Some of the featured artists approach this in blunt tones while others, sometimes, err a little on the journalistic side.

Sama Al Shaibi's dual photographs, for instance, show the dividing swathe of wall that runs through Palestine, which snakes unnaturally through the olive groves and low-rise apartment blocks that dot the hills on both sides.

Likewise, Akram Zaatari, who grew up in Saida in the south of Lebanon during the country's civil war, showcases photographed letters that the resistance fighter Nabih Awada sent to his family during his decade-long imprisonment in an Israeli prison.
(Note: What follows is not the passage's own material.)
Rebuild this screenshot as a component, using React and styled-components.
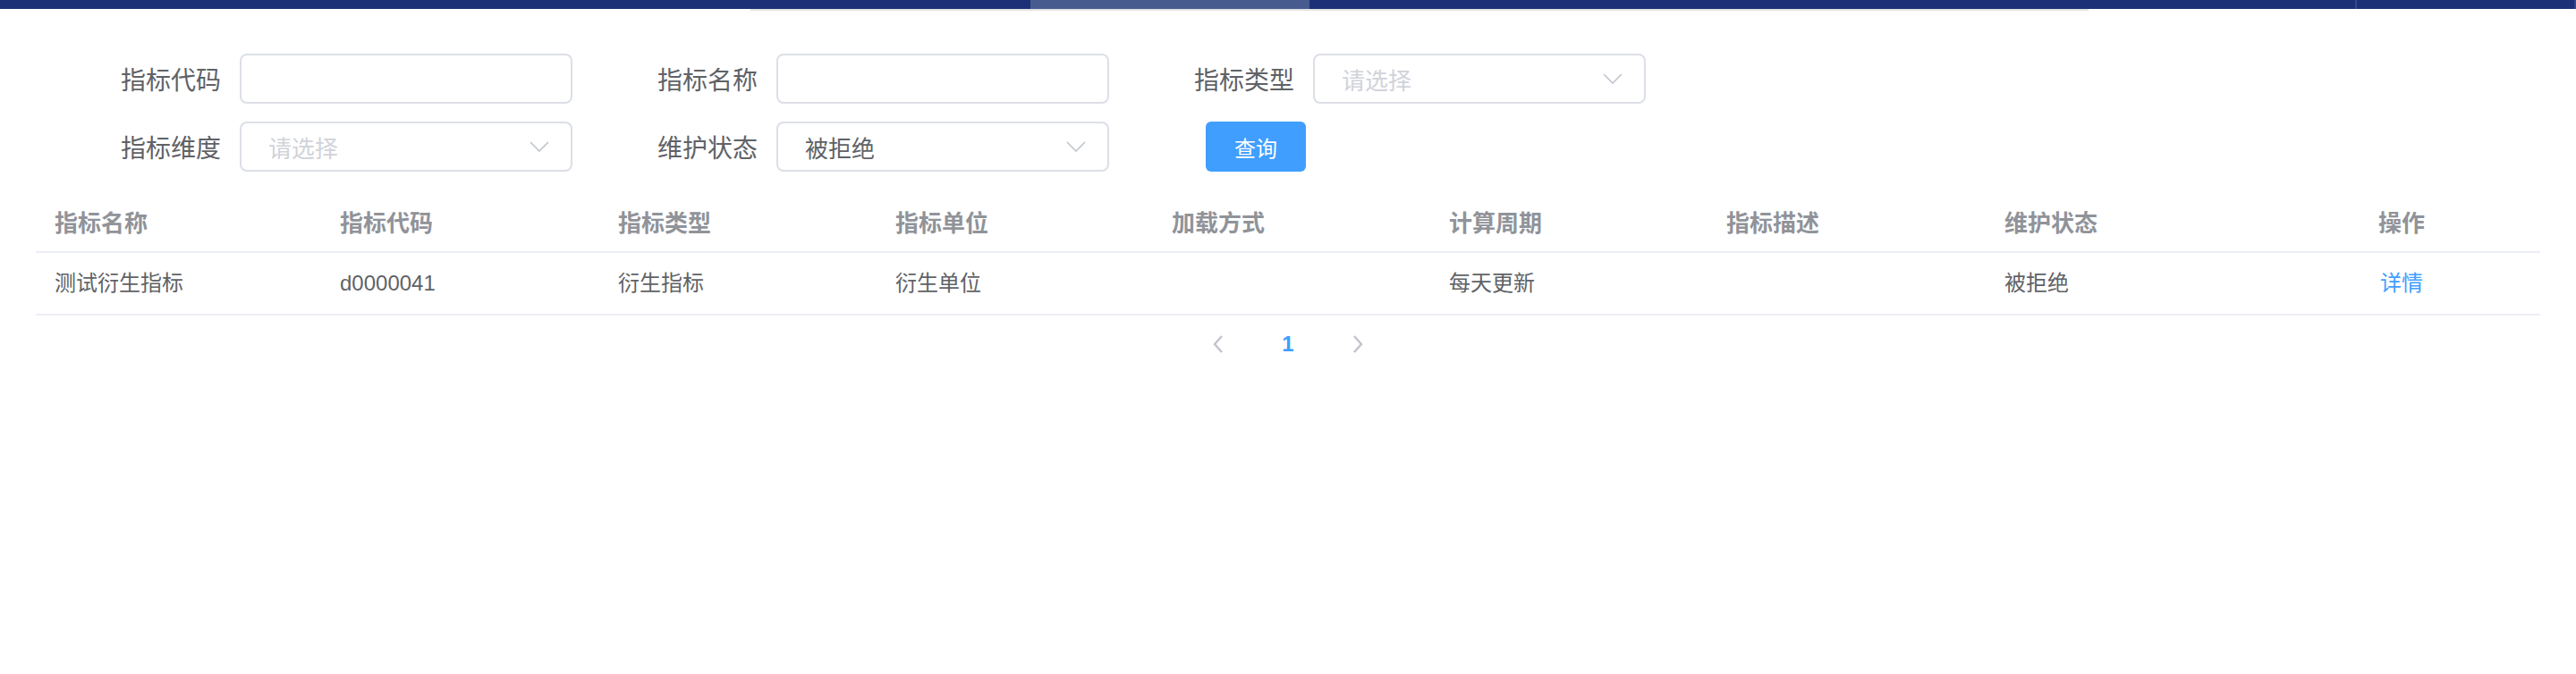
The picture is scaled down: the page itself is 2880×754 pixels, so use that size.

A grim tripartite of physical, psychological and ideological barriers are under scrutiny here.

But the best works in Alienation are those that take more of an indirect approach to this confrontational subject. Jaffar Khaldi's Go Where, one of the Palestinian artist's better works before he drifted into heavy use of a projector to create his paintings, shows off his ability to concoct a scene from disparate elements and still make it spark. The painting shows misty mountains in the background, leading down to a messily wrought lowland of forlorn bodies and thrown-together tents. Staring down at this hastily built refugee camp is an omnipotent cuboid – some ultramodernist home, with its own blue swimming pool.

Opposite Khaldi's painting is a great sculpture by Walid Siti, in which a chaos of straw ladders rise up through a wireframe of a skyscraper. Chasing Utopia may be stark, but there's some power in its analysis of material yearnings.

Manipulated photographs by Larissa Sansour also feature, from her Nation Estate series that were removed from last year's Elysee Prize by the fashion house Lacoste, a sponsor of the prize, because, according to the artist, the works were deemed "too pro-Palestinian".

Alienation is a huge show, and well curated from the collection of Barjeel's founder Sultan Sooud Al Qassemi. The 12 artists included don't so much transcend the barriers that are the show's premise, but rather try to scale them and get some perspective on how the land actually lies.